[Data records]
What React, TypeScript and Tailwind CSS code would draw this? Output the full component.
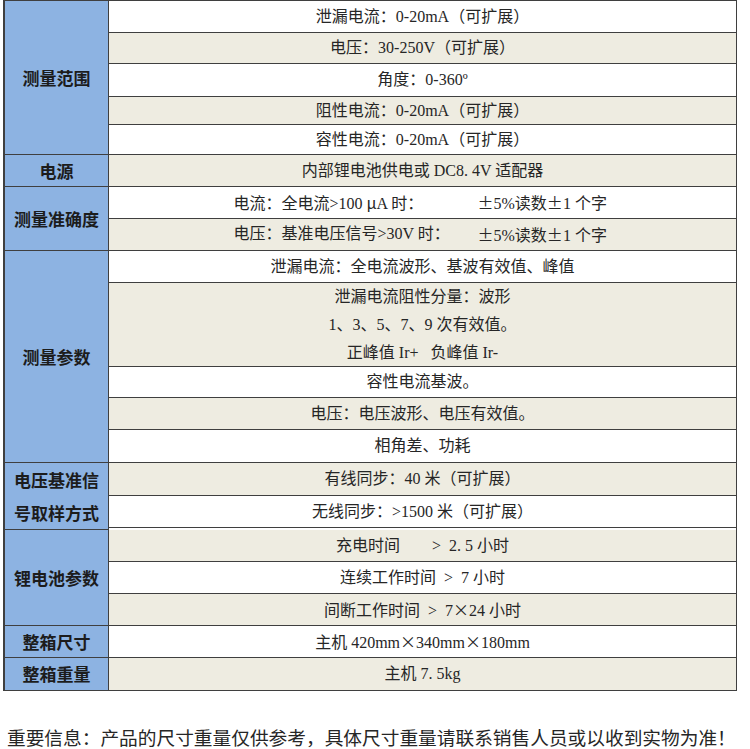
import React from "react";

type Row = { h: number; content: React.ReactNode };
type Group = { label: React.ReactNode; rows: Row[] };

const cjk = { fontFamily: '"Noto Sans CJK SC", sans-serif' };

const fmt = (t: string) =>
  t.split(/([±×μ])/).map((p, i) =>
    /^[±×μ]$/.test(p) ? (
      <span key={i} style={cjk}>
        {p}
      </span>
    ) : (
      <React.Fragment key={i}>{p}</React.Fragment>
    )
  );

const C = (t: string) => <span className="whitespace-pre">{fmt(t)}</span>;

const acc = (a: string, b: string) => (
  <div className="flex w-[378px] whitespace-pre">
    <span className="w-[244px]">{fmt(a)}</span>
    <span>{fmt(b)}</span>
  </div>
);

const groups: Group[] = [
  {
    label: "测量范围",
    rows: [
      { h: 32, content: C("泄漏电流：0-20mA（可扩展）") },
      { h: 31, content: C("电压：30-250V（可扩展）") },
      { h: 33, content: C("角度：0-360º") },
      { h: 28, content: C("阻性电流：0-20mA（可扩展）") },
      { h: 30, content: C("容性电流：0-20mA（可扩展）") },
    ],
  },
  {
    label: "电源",
    rows: [{ h: 32, content: C("内部锂电池供电或 DC8. 4V 适配器") }],
  },
  {
    label: "测量准确度",
    rows: [
      { h: 32, content: acc("电流：全电流>100 μA 时：", "±5%读数±1 个字") },
      { h: 32, content: acc("电压：基准电压信号>30V 时：", "±5%读数±1 个字") },
    ],
  },
  {
    label: "测量参数",
    rows: [
      { h: 32, content: C("泄漏电流：全电流波形、基波有效值、峰值") },
      {
        h: 84,
        content: (
          <div className="flex flex-col items-center leading-[28px]">
            <span className="whitespace-pre">泄漏电流阻性分量：波形</span>
            <span className="whitespace-pre">1、3、5、7、9 次有效值。</span>
            <span className="whitespace-pre">正峰值 Ir+   负峰值 Ir-</span>
          </div>
        ),
      },
      { h: 31, content: C("容性电流基波。") },
      { h: 32, content: C("电压：电压波形、电压有效值。") },
      { h: 33, content: C("相角差、功耗") },
    ],
  },
  {
    label: (
      <div className="flex flex-col items-center leading-[33px]">
        <span>电压基准信</span>
        <span>号取样方式</span>
      </div>
    ),
    rows: [
      { h: 33, content: C("有线同步：40 米（可扩展）") },
      { h: 32, content: C("无线同步：>1500 米（可扩展）") },
    ],
  },
  {
    label: "锂电池参数",
    rows: [
      { h: 32, content: C("充电时间        >  2. 5 小时") },
      { h: 32, content: C("连续工作时间  >  7 小时") },
      { h: 32, content: C("间断工作时间  >  7×24 小时") },
    ],
  },
  {
    label: "整箱尺寸",
    rows: [{ h: 32, content: C("主机 420mm×340mm×180mm") }],
  },
  {
    label: "整箱重量",
    rows: [{ h: 33, content: C("主机 7. 5kg") }],
  },
];

const heightClass: Record<number, string> = {
  28: "h-[28px]",
  30: "h-[30px]",
  31: "h-[31px]",
  32: "h-[32px]",
  33: "h-[33px]",
  84: "h-[84px]",
};

export default function App() {
  let idx = 0;
  return (
    <div className="w-[750px] h-[749px] bg-white overflow-hidden">
      <div className="ml-[3px] w-[734px] border-t border-l-2 border-r border-[#3f3f3f] flex flex-col">
        {groups.map((g, gi) => (
          <div key={gi} className="flex">
            <div
              className="w-[104px] shrink-0 bg-[#8db3e2] border-r border-b border-[#3f3f3f] flex items-center justify-center text-[17px] font-bold text-[#1c1c1c]"
              style={{ fontFamily: '"Noto Sans CJK SC", "Noto Sans", sans-serif' }}
            >
              {g.label}
            </div>
            <div className="flex-1 flex flex-col">
              {g.rows.map((r, ri) => {
                const bg = idx++ % 2 === 0 ? "bg-white" : "bg-[#eeece1]";
                return (
                  <div
                    key={ri}
                    className={`${heightClass[r.h]} ${bg} border-b border-[#3f3f3f] flex items-center justify-center text-[16px] text-[#262626]`}
                    style={{ fontFamily: '"Liberation Serif", "Noto Sans CJK SC", serif' }}
                  >
                    {r.content}
                  </div>
                );
              })}
            </div>
          </div>
        ))}
      </div>
      <div
        className="mt-[36px] ml-[7px] text-[18.7px] leading-[24px] text-[#262626] whitespace-nowrap"
        style={{ fontFamily: '"Liberation Serif", "Noto Sans CJK SC", serif' }}
      >
        重要信息：产品的尺寸重量仅供参考，具体尺寸重量请联系销售人员或以收到实物为准！
      </div>
    </div>
  );
}
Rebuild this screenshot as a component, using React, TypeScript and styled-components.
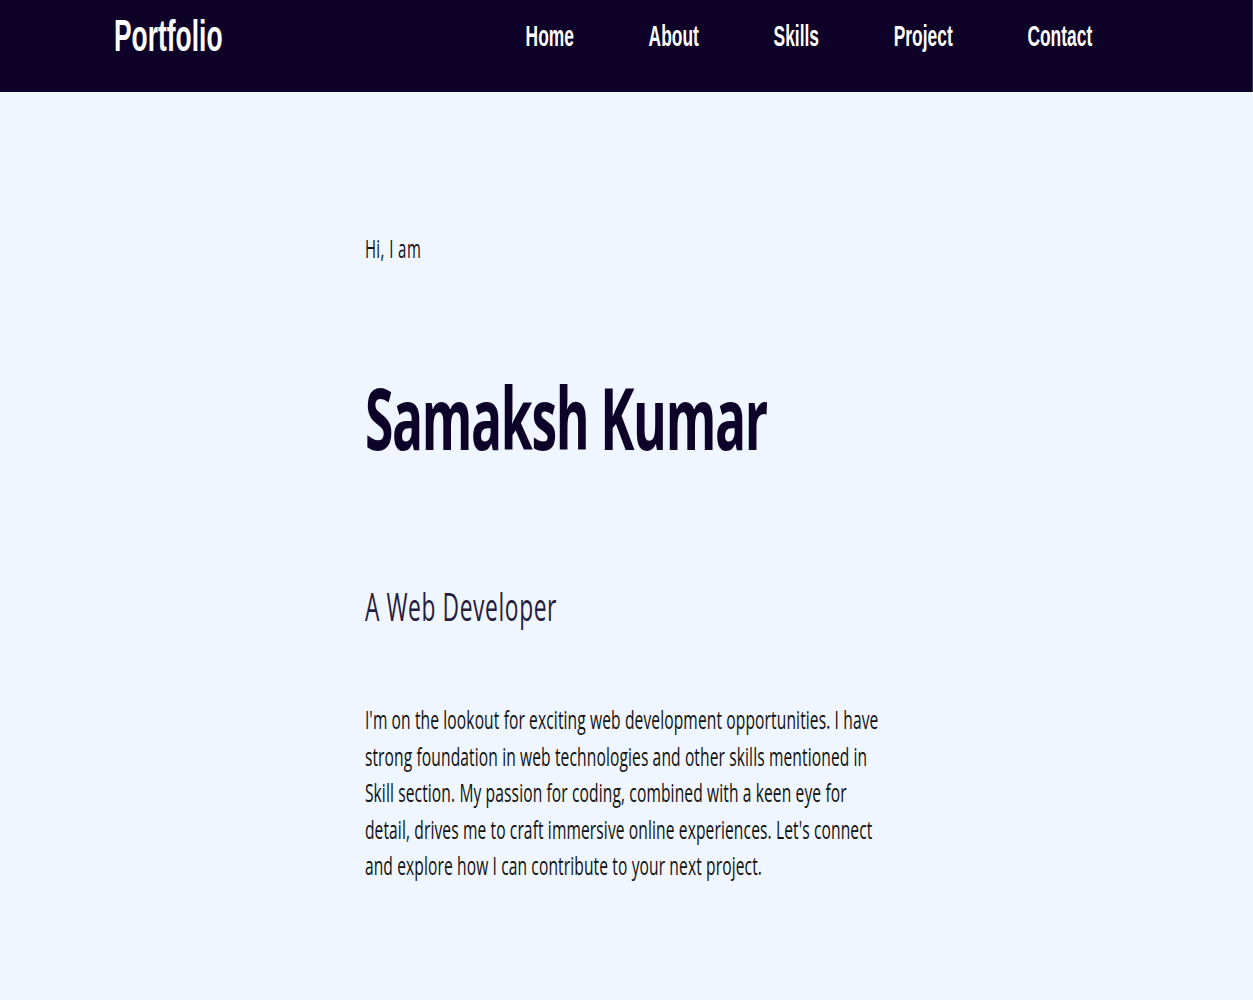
import React from "react";
import styled, { createGlobalStyle } from "styled-components";

const SCALE = 0.6;

const GlobalStyle = createGlobalStyle`
  html, body {
    margin: 0;
    padding: 0;
    background: #eff6ff;
    overflow: hidden;
  }
  * { box-sizing: border-box; }
`;

const Viewport = styled.div`
  width: 100vw;
  min-height: 100vh;
  overflow: hidden;
  background: #eff6ff;
`;

const Stage = styled.div<{ $scale: number }>`
  width: ${(p) => 1253 / p.$scale}px;
  transform: scaleX(${(p) => p.$scale});
  transform-origin: 0 0;
`;

const Header = styled.header`
  height: 92px;
  padding: 0 268px 21px 190px;
  background: #0e0229;
  display: flex;
  align-items: center;
  justify-content: space-between;
`;

const Logo = styled.div`
  font-family: "Liberation Sans", Arial, sans-serif;
  font-weight: 700;
  font-size: 44px;
  color: #ffffff;
`;

const Nav = styled.nav`
  display: flex;
  align-items: center;
  gap: 124.5px;
  padding-top: 2px;
`;

const NavLink = styled.a`
  font-family: "Liberation Sans", Arial, sans-serif;
  font-weight: 700;
  font-size: 29px;
  color: #ffffff;
  text-decoration: none;
`;

const Hero = styled.main`
  width: 872px;
  margin: 0 auto;
  padding-top: 141px;
  display: flex;
  flex-direction: column;
  font-family: "Open Sans", "Noto Sans", sans-serif;
`;

const Greeting = styled.p`
  margin: 0;
  font-size: 25px;
  line-height: 30px;
  letter-spacing: 0.7px;
  color: #111111;
`;

const Name = styled.h1`
  margin: 102px 0 0;
  font-size: 86px;
  line-height: 103px;
  font-weight: 700;
  letter-spacing: -2.3px;
  color: #0d0228;
`;

const Role = styled.h2`
  margin: 116px 0 0;
  font-size: 38px;
  line-height: 44px;
  font-weight: 400;
  letter-spacing: 1px;
  color: #261c3e;
`;

const About = styled.p`
  width: 858px;
  margin: 73px 0 0;
  font-size: 26px;
  line-height: 36.5px;
  letter-spacing: 0.18px;
  color: #111111;
`;

export default function App() {
  return (
    <Viewport>
      <GlobalStyle />
      <Stage $scale={SCALE}>
        <Header>
          <Logo>Portfolio</Logo>
          <Nav>
            <NavLink href="#home">Home</NavLink>
            <NavLink href="#about">About</NavLink>
            <NavLink href="#skills">Skills</NavLink>
            <NavLink href="#project">Project</NavLink>
            <NavLink href="#contact">Contact</NavLink>
          </Nav>
        </Header>
        <Hero>
          <Greeting>Hi, I am</Greeting>
          <Name>Samaksh Kumar</Name>
          <Role>A Web Developer</Role>
          <About>
            I'm on the lookout for exciting web development opportunities. I have
            strong foundation in web technologies and other skills mentioned in
            Skill section. My passion for coding, combined with a keen eye for
            detail, drives me to craft immersive online experiences. Let's connect
            and explore how I can contribute to your next project.
          </About>
        </Hero>
      </Stage>
    </Viewport>
  );
}
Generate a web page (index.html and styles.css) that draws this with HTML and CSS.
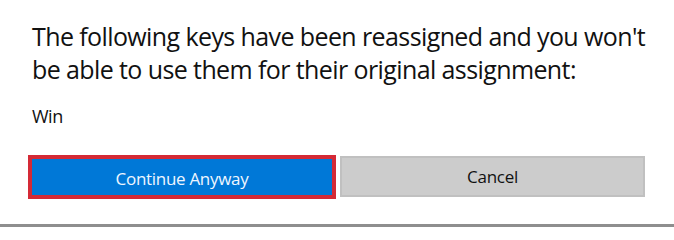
FILE: index.html
```html
<!DOCTYPE html>
<html>
<head>
<meta charset="utf-8">
<link rel="stylesheet" href="styles.css">
</head>
<body>
<div class="dialog">
  <p class="message">The following keys have been reassigned and you won't<br>be able to use them for their original assignment:</p>
  <p class="keys">Win</p>
  <div class="actions">
    <button class="btn btn-primary"><span class="label">Continue Anyway</span></button>
    <button class="btn btn-secondary"><span class="label">Cancel</span></button>
  </div>
</div>
<div class="divider"></div>
</body>
</html>
```
FILE: styles.css
```css
html, body {
  margin: 0;
  padding: 0;
  background: #ffffff;
}

body {
  font-family: "Open Sans", "Noto Sans", sans-serif;
  color: #111111;
  width: 674px;
  height: 229px;
  overflow: hidden;
}

.dialog {
  padding: 20px 0 0 32px;
}

.message {
  margin: 0;
  font-size: 25px;
  line-height: 33px;
  letter-spacing: -0.6px;
  white-space: nowrap;
}

.keys {
  margin: 19px 0 0 0;
  font-size: 18px;
  line-height: 22px;
  letter-spacing: -0.5px;
}

.actions {
  margin-top: 29px;
  display: flex;
  align-items: center;
  gap: 8px;
  height: 41px;
}

.btn {
  margin: 0;
  padding: 0;
  font-family: inherit;
  font-size: 17px;
  letter-spacing: -0.3px;
  line-height: 22px;
  display: flex;
  align-items: center;
  justify-content: center;
  box-sizing: border-box;
}

.btn-primary {
  width: 300px;
  height: 36px;
  background: #0078d7;
  color: #eef6ff;
  border: none;
  outline: 4px solid #d42a36;
  padding-top: 5px;
}

.btn-secondary {
  width: 305px;
  height: 41px;
  background: #cccccc;
  color: #111111;
  border: 2px solid #c0c0c0;
}

.divider {
  margin-top: 27px;
  height: 3px;
  background: #8e8e8e;
}
```
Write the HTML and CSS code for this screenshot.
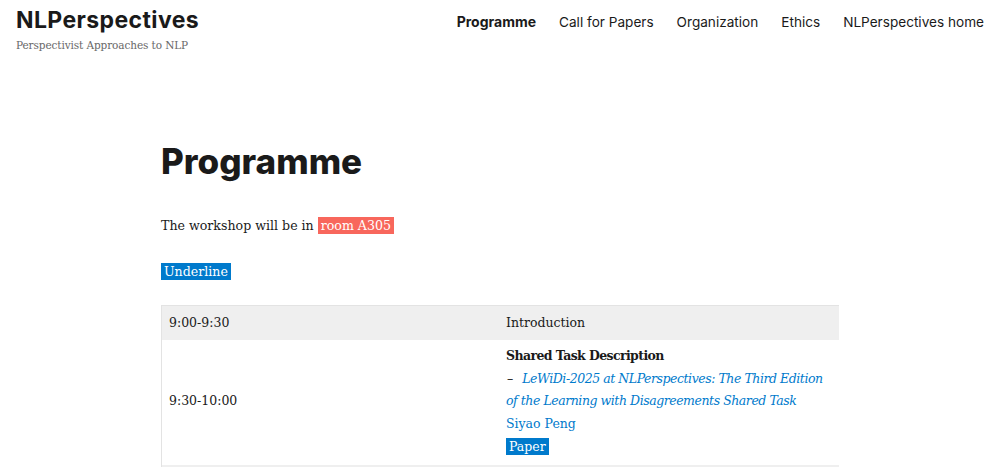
FILE: index.html
```html
<!DOCTYPE html>
<html lang="en">
<head>
<meta charset="utf-8">
<title>Programme – NLPerspectives</title>
<link rel="stylesheet" href="styles.css">
</head>
<body>
<header class="site-header">
  <div class="branding">
    <div class="site-title">NLPerspectives</div>
    <div class="site-desc">Perspectivist Approaches to NLP</div>
  </div>
  <nav class="main-nav">
    <a class="nav-item current" href="#">Programme</a>
    <a class="nav-item" href="#">Call for Papers</a>
    <a class="nav-item" href="#">Organization</a>
    <a class="nav-item" href="#">Ethics</a>
    <a class="nav-item" href="#">NLPerspectives home</a>
  </nav>
</header>
<main class="content">
  <h1 class="page-title">Programme</h1>
  <p class="intro first">The workshop will be in <span class="tag tag-red">room A305</span></p>
  <p class="intro"><a class="tag tag-blue" href="#">Underline</a></p>
  <table class="schedule">
    <tr class="row-gray">
      <td class="time">9:00-9:30</td>
      <td class="event">Introduction</td>
    </tr>
    <tr class="row-white">
      <td class="time">9:30-10:00</td>
      <td class="event">
        <strong>Shared Task Description</strong><br>
        <span class="dash">–</span><a class="paper-title" href="#">LeWiDi-2025 at NLPerspectives: The Third Edition of the Learning with Disagreements Shared Task</a><br>
        <a class="author" href="#">Siyao Peng</a><br>
        <a class="tag tag-blue" href="#">Paper</a>
      </td>
    </tr>
    <tr class="row-gray">
      <td class="time">10:00-10:30</td>
      <td class="event">Keynote</td>
    </tr>
  </table>
</main>
</body>
</html>
```
FILE: styles.css
```css
html, body {
  margin: 0;
  padding: 0;
  background: #fff;
}
body {
  font-family: "DejaVu Serif", serif;
  color: #1a1a1a;
}
a { text-decoration: none; }

.site-header {
  display: flex;
  justify-content: space-between;
  align-items: flex-start;
  padding: 0 16px;
  height: 130px;
}
.branding { padding-top: 6px; }
.site-title {
  font-family: Inter, "Noto Sans", sans-serif;
  font-weight: 700;
  font-size: 23px;
  line-height: 28px;
  color: #1a1a1a;
  letter-spacing: 0.4px;
}
.site-desc {
  font-family: "DejaVu Serif", serif;
  font-size: 10.5px;
  line-height: 18px;
  margin-top: 2px;
  color: #686868;
  letter-spacing: -0.1px;
}
.main-nav {
  display: flex;
  gap: 23px;
  padding-top: 13px;
}
.nav-item {
  font-family: Inter, "Noto Sans", sans-serif;
  font-size: 13.6px;
  line-height: 18px;
  color: #1a1a1a;
}
.nav-item.current { font-weight: 700; font-size: 14px; }

.content {
  width: 678px;
  margin: 0 auto;
}
.page-title {
  font-family: Inter, "Noto Sans", sans-serif;
  font-weight: 800;
  font-size: 35px;
  line-height: 44px;
  margin: 9px 0 0;
  color: #1a1a1a;
}
.intro {
  font-size: 12.6px;
  line-height: 20px;
  margin: 26px 0 0;
}
.intro.first { margin-top: 33px; }
.tag {
  color: #fff;
  padding: 1px 3px;
}
.tag-red { background: #f8675c; }
.tag-blue { background: #007acc; }

.schedule {
  margin-top: 23px;
  width: 678px;
  table-layout: fixed;
  border-collapse: collapse;
  border-top: 1px solid #e3e3e3;
  border-left: 1px solid #e3e3e3;
  font-size: 12.5px;
  line-height: 22.75px;
}
.schedule td {
  padding: 5.5px 7px;
  vertical-align: middle;
  text-align: left;
}
.schedule td.time { width: 323px; }
.row-gray td { background: #efefef; }
.row-white td { background: #fff; padding-top: 5px; padding-bottom: 6px; }
.event strong { letter-spacing: -0.6px; }
.dash { display: inline-block; padding-left: 1px; margin-right: 9px; }
.paper-title { font-style: italic; color: #007acc; letter-spacing: -0.45px; }
.author { color: #007acc; }
```
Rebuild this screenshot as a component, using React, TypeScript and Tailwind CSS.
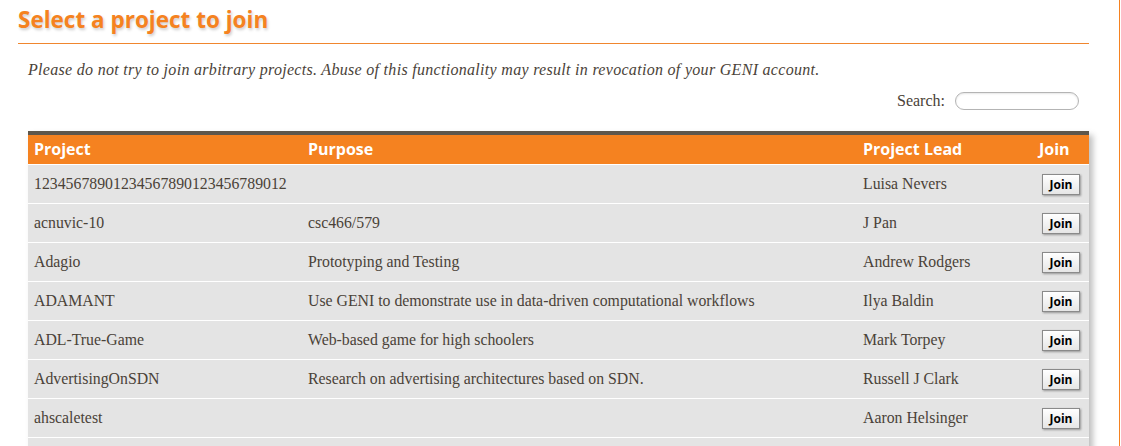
const rows = [
  { project: '12345678901234567890123456789012', purpose: '', lead: 'Luisa Nevers' },
  { project: 'acnuvic-10', purpose: 'csc466/579', lead: 'J Pan' },
  { project: 'Adagio', purpose: 'Prototyping and Testing', lead: 'Andrew Rodgers' },
  { project: 'ADAMANT', purpose: 'Use GENI to demonstrate use in data-driven computational workflows', lead: 'Ilya Baldin' },
  { project: 'ADL-True-Game', purpose: 'Web-based game for high schoolers', lead: 'Mark Torpey' },
  { project: 'AdvertisingOnSDN', purpose: 'Research on advertising architectures based on SDN.', lead: 'Russell J Clark' },
  { project: 'ahscaletest', purpose: '', lead: 'Aaron Helsinger' },
]

const serif = "font-['Liberation_Serif',serif]"

function JoinButton() {
  return (
    <button className="h-[21px] w-[38px] border border-[#8a8a8a] bg-gradient-to-b from-white to-[#e6e6e6] text-[12px] font-bold leading-none text-black shadow-[1px_1px_2px_rgba(0,0,0,0.35)] font-['Open_Sans',sans-serif]">
      Join
    </button>
  )
}

export default function App() {
  return (
    <div className="h-[446px] w-[1121px] overflow-hidden bg-white">
      <div className="h-full w-[1120px] border-r border-[#f58220] pl-[18px] pr-[30px]">
        <h1 className="pt-[5px] text-[22.5px] font-bold leading-[30px] text-[#f58220] [text-shadow:1px_2px_3px_rgba(0,0,0,0.2)] font-['Open_Sans',sans-serif]">
          Select a project to join
        </h1>
        <div className="mt-[8px] h-px bg-[#f0862e]" />
        <div className="pl-[10px]">
          <p className={`mt-[16px] text-[16px] italic leading-[20px] tracking-[0.3px] text-[#4a4238] ${serif}`}>
            Please do not try to join arbitrary projects. Abuse of this functionality may result in revocation of your GENI account.
          </p>
          <div className="mt-[9px] flex items-center justify-end gap-[10px] pr-[10px]">
            <span className={`text-[16px] text-[#4a4238] ${serif}`}>Search:</span>
            <input className="h-[18px] w-[124px] rounded-full border border-[#b4b4b4] bg-white shadow-[inset_0_1px_2px_rgba(0,0,0,0.1)]" />
          </div>
          <div className="mt-[18px] shadow-[4px_4px_6px_rgba(0,0,0,0.25)]">
            <table className="w-[1061px] table-fixed border-collapse">
              <colgroup>
                <col className="w-[274px]" />
                <col className="w-[555px]" />
                <col className="w-[176px]" />
                <col className="w-[56px]" />
              </colgroup>
              <thead>
                <tr className="h-[31px] border-t-4 border-[#5e574c] bg-[#f58220] text-left text-[16px] font-bold text-white font-['Open_Sans',sans-serif]">
                  <th className="px-[6px]">Project</th>
                  <th className="px-[6px]">Purpose</th>
                  <th className="px-[6px]">Project Lead</th>
                  <th className="px-[6px]">Join</th>
                </tr>
              </thead>
              <tbody>
                {rows.map((r) => (
                  <tr key={r.project} className={`h-[39px] border-t border-white bg-[#e4e4e4] text-[15.8px] text-[#4a4238] ${serif}`}>
                    <td className="px-[6px]">{r.project}</td>
                    <td className="px-[6px]">{r.purpose}</td>
                    <td className="px-[6px]">{r.lead}</td>
                    <td className="pl-[9px]">
                      <JoinButton />
                    </td>
                  </tr>
                ))}
                <tr className="h-[39px] border-t border-white bg-[#e4e4e4]">
                  <td colSpan={4} />
                </tr>
              </tbody>
            </table>
          </div>
        </div>
      </div>
    </div>
  )
}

## TASK BRIEF:
State only how many lines in the material include "TypeScript".

## ANSWER TO THIS EXERCISE:
3